GIVEN MATERIAL —
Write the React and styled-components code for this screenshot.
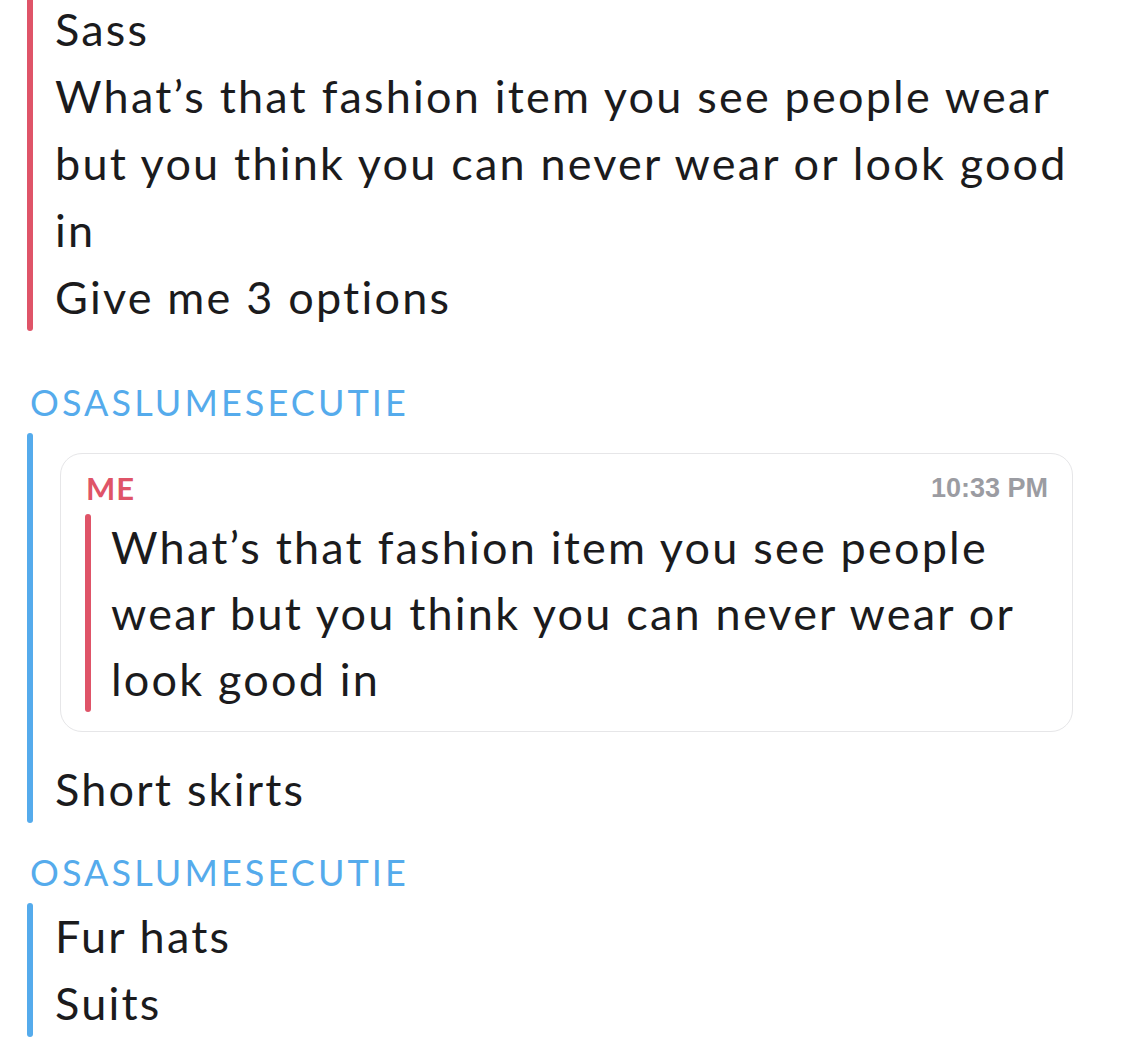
import React from 'react';
import styled, { createGlobalStyle } from 'styled-components';

const GlobalStyle = createGlobalStyle`
  html, body {
    margin: 0;
    padding: 0;
    background: #ffffff;
  }
  body {
    font-family: Lato, "Noto Sans", "Liberation Sans", sans-serif;
    color: #1b1b1d;
    -webkit-font-smoothing: antialiased;
  }
`;

const RED = '#df5468';
const BLUE = '#55abec';

const Chat = styled.div`
  width: 1125px;
  margin-top: -4px;
  padding: 0 0 0 27px;
  box-sizing: border-box;
  overflow: hidden;
`;

const Group = styled.div`
  display: flex;
`;

const Bar = styled.div`
  width: 6px;
  flex-shrink: 0;
  border-radius: 3px;
  background: ${(p) => p.$color};
`;

const Body = styled.div`
  flex: 1;
  padding-left: 22px;
  min-width: 0;
`;

const Line = styled.div`
  font-size: 45px;
  line-height: 67px;
  letter-spacing: 2.2px;
  white-space: nowrap;
`;

const Sender = styled.div`
  margin-top: ${(p) => p.$top}px;
  margin-bottom: 11px;
  font-size: 36px;
  line-height: 40px;
  letter-spacing: 3.1px;
  color: ${BLUE};
  padding-left: 3px;
`;

const QuoteCard = styled.div`
  margin: 20px 52px 24px 5px;
  padding: 17px 24px 19px 24px;
  border: 1px solid #e6e6e8;
  border-radius: 22px;
`;

const QuoteHeader = styled.div`
  display: flex;
  justify-content: space-between;
  align-items: center;
  height: 34px;
  margin-bottom: 9px;
`;

const QuoteName = styled.span`
  font-weight: 700;
  font-size: 31px;
  letter-spacing: 1px;
  color: ${RED};
  padding-left: 1px;
`;

const QuoteTime = styled.span`
  font-family: "Liberation Sans", Arial, sans-serif;
  font-weight: 700;
  font-size: 27px;
  color: #9b9ca2;
`;

const QuoteBody = styled.div`
  display: flex;
`;

const QuoteText = styled.div`
  padding-left: 20px;
`;

const QuoteLine = styled(Line)`
  line-height: 66px;
`;

const first = [
  'Sass',
  'What\u2019s that fashion item you see people wear',
  'but you think you can never wear or look good',
  'in',
  'Give me 3 options',
];

const quoted = [
  'What\u2019s that fashion item you see people',
  'wear but you think you can never wear or',
  'look good in',
];

const Message = ({ color, lines }) => (
  <Group>
    <Bar $color={color} />
    <Body>
      {lines.map((l, i) => (
        <Line key={i}>{l}</Line>
      ))}
    </Body>
  </Group>
);

export default function App() {
  return (
    <Chat>
      <GlobalStyle />
      <Message color={RED} lines={first} />

      <Sender $top={51}>OSASLUMESECUTIE</Sender>
      <Group>
        <Bar $color={BLUE} />
        <Body>
          <QuoteCard>
            <QuoteHeader>
              <QuoteName>ME</QuoteName>
              <QuoteTime>10:33 PM</QuoteTime>
            </QuoteHeader>
            <QuoteBody>
              <Bar $color={RED} />
              <QuoteText>
                {quoted.map((l, i) => (
                  <QuoteLine key={i}>{l}</QuoteLine>
                ))}
              </QuoteText>
            </QuoteBody>
          </QuoteCard>
          <Line>Short skirts</Line>
        </Body>
      </Group>

      <Sender $top={29}>OSASLUMESECUTIE</Sender>
      <Message color={BLUE} lines={['Fur hats', 'Suits']} />
    </Chat>
  );
}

WHAT THE EXERCISE ASKS — Copy each line of the data that contains the word "components".

ANSWER TO THIS EXERCISE —
Write the React and styled-components code for this screenshot.
import styled, { createGlobalStyle } from 'styled-components';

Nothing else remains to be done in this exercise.